* Exercise brief: All of the listing below must be repeated word for word. Pictures are the only thing to omit.

::: Collected data

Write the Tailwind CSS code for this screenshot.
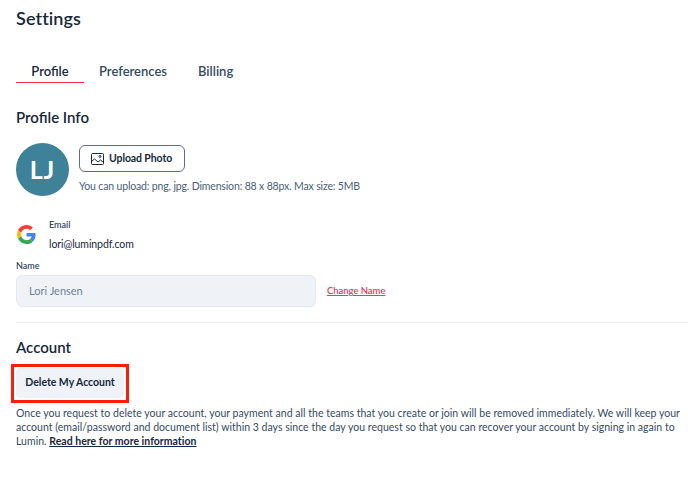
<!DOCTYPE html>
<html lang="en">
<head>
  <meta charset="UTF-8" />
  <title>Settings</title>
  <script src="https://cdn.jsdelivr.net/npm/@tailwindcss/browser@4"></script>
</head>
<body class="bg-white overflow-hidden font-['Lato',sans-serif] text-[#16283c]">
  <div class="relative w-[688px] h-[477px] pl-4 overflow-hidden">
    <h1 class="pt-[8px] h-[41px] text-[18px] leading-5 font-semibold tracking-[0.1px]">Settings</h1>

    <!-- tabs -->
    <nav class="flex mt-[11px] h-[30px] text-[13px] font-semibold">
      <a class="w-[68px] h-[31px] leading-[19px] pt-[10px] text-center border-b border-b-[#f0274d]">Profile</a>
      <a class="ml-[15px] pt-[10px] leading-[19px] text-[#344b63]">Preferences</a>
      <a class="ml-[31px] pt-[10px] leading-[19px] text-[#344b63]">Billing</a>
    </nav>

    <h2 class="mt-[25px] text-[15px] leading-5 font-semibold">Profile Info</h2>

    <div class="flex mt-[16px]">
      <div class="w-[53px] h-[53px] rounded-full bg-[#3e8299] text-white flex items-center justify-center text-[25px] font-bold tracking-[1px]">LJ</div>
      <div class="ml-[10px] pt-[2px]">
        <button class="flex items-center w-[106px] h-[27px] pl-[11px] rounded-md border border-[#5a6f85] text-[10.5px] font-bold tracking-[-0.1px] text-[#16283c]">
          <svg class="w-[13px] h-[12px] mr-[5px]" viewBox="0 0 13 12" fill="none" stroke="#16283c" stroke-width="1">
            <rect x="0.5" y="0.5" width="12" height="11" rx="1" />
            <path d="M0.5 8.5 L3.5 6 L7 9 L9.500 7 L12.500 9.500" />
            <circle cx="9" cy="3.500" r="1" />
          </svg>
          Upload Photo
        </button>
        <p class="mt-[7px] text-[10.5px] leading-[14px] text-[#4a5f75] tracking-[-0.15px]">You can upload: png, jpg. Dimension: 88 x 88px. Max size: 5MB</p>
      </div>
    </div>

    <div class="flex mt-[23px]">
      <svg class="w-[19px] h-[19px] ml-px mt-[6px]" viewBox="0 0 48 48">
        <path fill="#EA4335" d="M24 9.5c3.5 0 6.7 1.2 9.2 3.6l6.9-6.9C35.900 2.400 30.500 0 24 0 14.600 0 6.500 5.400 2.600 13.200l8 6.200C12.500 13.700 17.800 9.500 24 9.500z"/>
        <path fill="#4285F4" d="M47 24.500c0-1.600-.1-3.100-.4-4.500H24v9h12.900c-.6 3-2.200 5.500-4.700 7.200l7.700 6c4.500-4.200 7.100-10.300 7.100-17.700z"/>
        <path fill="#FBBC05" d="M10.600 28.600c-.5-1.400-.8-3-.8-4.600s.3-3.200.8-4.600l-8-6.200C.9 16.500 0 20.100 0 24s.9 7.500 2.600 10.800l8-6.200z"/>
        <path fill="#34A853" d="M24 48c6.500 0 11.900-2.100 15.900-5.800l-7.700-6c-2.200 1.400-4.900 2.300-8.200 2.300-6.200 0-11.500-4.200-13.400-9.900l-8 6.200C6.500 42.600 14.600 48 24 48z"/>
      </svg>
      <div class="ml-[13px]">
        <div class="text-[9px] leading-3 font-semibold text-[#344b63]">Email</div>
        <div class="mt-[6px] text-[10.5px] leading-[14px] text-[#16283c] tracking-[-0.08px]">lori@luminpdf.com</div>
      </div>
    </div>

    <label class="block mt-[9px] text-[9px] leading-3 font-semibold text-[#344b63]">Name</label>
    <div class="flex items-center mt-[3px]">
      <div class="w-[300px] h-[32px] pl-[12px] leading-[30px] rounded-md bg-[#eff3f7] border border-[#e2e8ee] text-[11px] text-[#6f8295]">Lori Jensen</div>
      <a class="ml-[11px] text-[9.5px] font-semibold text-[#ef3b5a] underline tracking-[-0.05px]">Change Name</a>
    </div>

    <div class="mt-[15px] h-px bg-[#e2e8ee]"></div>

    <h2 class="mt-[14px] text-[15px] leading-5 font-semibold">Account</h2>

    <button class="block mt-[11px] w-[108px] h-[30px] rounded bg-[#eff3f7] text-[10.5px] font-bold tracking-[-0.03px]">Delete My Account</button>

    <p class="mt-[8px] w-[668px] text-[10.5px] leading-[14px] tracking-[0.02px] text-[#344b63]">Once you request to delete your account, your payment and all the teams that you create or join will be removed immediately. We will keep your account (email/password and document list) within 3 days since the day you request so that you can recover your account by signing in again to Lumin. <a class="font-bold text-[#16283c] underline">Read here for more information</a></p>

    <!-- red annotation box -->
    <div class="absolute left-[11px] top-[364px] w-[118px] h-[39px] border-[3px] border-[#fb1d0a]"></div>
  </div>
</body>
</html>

::::::

* Complete output:
Write the Tailwind CSS code for this screenshot.
<!DOCTYPE html>
<html lang="en">
<head>
  <meta charset="UTF-8" />
  <title>Settings</title>
  <script src="https://cdn.jsdelivr.net/npm/@tailwindcss/browser@4"></script>
</head>
<body class="bg-white overflow-hidden font-['Lato',sans-serif] text-[#16283c]">
  <div class="relative w-[688px] h-[477px] pl-4 overflow-hidden">
    <h1 class="pt-[8px] h-[41px] text-[18px] leading-5 font-semibold tracking-[0.1px]">Settings</h1>

    <!-- tabs -->
    <nav class="flex mt-[11px] h-[30px] text-[13px] font-semibold">
      <a class="w-[68px] h-[31px] leading-[19px] pt-[10px] text-center border-b border-b-[#f0274d]">Profile</a>
      <a class="ml-[15px] pt-[10px] leading-[19px] text-[#344b63]">Preferences</a>
      <a class="ml-[31px] pt-[10px] leading-[19px] text-[#344b63]">Billing</a>
    </nav>

    <h2 class="mt-[25px] text-[15px] leading-5 font-semibold">Profile Info</h2>

    <div class="flex mt-[16px]">
      <div class="w-[53px] h-[53px] rounded-full bg-[#3e8299] text-white flex items-center justify-center text-[25px] font-bold tracking-[1px]">LJ</div>
      <div class="ml-[10px] pt-[2px]">
        <button class="flex items-center w-[106px] h-[27px] pl-[11px] rounded-md border border-[#5a6f85] text-[10.5px] font-bold tracking-[-0.1px] text-[#16283c]">
          <svg class="w-[13px] h-[12px] mr-[5px]" viewBox="0 0 13 12" fill="none" stroke="#16283c" stroke-width="1">
            <rect x="0.5" y="0.5" width="12" height="11" rx="1" />
            <path d="M0.5 8.5 L3.5 6 L7 9 L9.500 7 L12.500 9.500" />
            <circle cx="9" cy="3.500" r="1" />
          </svg>
          Upload Photo
        </button>
        <p class="mt-[7px] text-[10.5px] leading-[14px] text-[#4a5f75] tracking-[-0.15px]">You can upload: png, jpg. Dimension: 88 x 88px. Max size: 5MB</p>
      </div>
    </div>

    <div class="flex mt-[23px]">
      <svg class="w-[19px] h-[19px] ml-px mt-[6px]" viewBox="0 0 48 48">
        <path fill="#EA4335" d="M24 9.5c3.5 0 6.7 1.2 9.2 3.6l6.9-6.9C35.900 2.400 30.500 0 24 0 14.600 0 6.500 5.400 2.600 13.200l8 6.200C12.500 13.700 17.800 9.500 24 9.500z"/>
        <path fill="#4285F4" d="M47 24.500c0-1.600-.1-3.100-.4-4.500H24v9h12.900c-.6 3-2.200 5.500-4.700 7.200l7.700 6c4.500-4.200 7.100-10.300 7.100-17.700z"/>
        <path fill="#FBBC05" d="M10.600 28.600c-.5-1.400-.8-3-.8-4.600s.3-3.200.8-4.600l-8-6.200C.9 16.500 0 20.100 0 24s.9 7.500 2.600 10.800l8-6.200z"/>
        <path fill="#34A853" d="M24 48c6.500 0 11.900-2.100 15.900-5.800l-7.700-6c-2.200 1.400-4.900 2.300-8.200 2.300-6.200 0-11.500-4.200-13.400-9.900l-8 6.200C6.500 42.600 14.600 48 24 48z"/>
      </svg>
      <div class="ml-[13px]">
        <div class="text-[9px] leading-3 font-semibold text-[#344b63]">Email</div>
        <div class="mt-[6px] text-[10.5px] leading-[14px] text-[#16283c] tracking-[-0.08px]">lori@luminpdf.com</div>
      </div>
    </div>

    <label class="block mt-[9px] text-[9px] leading-3 font-semibold text-[#344b63]">Name</label>
    <div class="flex items-center mt-[3px]">
      <div class="w-[300px] h-[32px] pl-[12px] leading-[30px] rounded-md bg-[#eff3f7] border border-[#e2e8ee] text-[11px] text-[#6f8295]">Lori Jensen</div>
      <a class="ml-[11px] text-[9.5px] font-semibold text-[#ef3b5a] underline tracking-[-0.05px]">Change Name</a>
    </div>

    <div class="mt-[15px] h-px bg-[#e2e8ee]"></div>

    <h2 class="mt-[14px] text-[15px] leading-5 font-semibold">Account</h2>

    <button class="block mt-[11px] w-[108px] h-[30px] rounded bg-[#eff3f7] text-[10.5px] font-bold tracking-[-0.03px]">Delete My Account</button>

    <p class="mt-[8px] w-[668px] text-[10.5px] leading-[14px] tracking-[0.02px] text-[#344b63]">Once you request to delete your account, your payment and all the teams that you create or join will be removed immediately. We will keep your account (email/password and document list) within 3 days since the day you request so that you can recover your account by signing in again to Lumin. <a class="font-bold text-[#16283c] underline">Read here for more information</a></p>

    <!-- red annotation box -->
    <div class="absolute left-[11px] top-[364px] w-[118px] h-[39px] border-[3px] border-[#fb1d0a]"></div>
  </div>
</body>
</html>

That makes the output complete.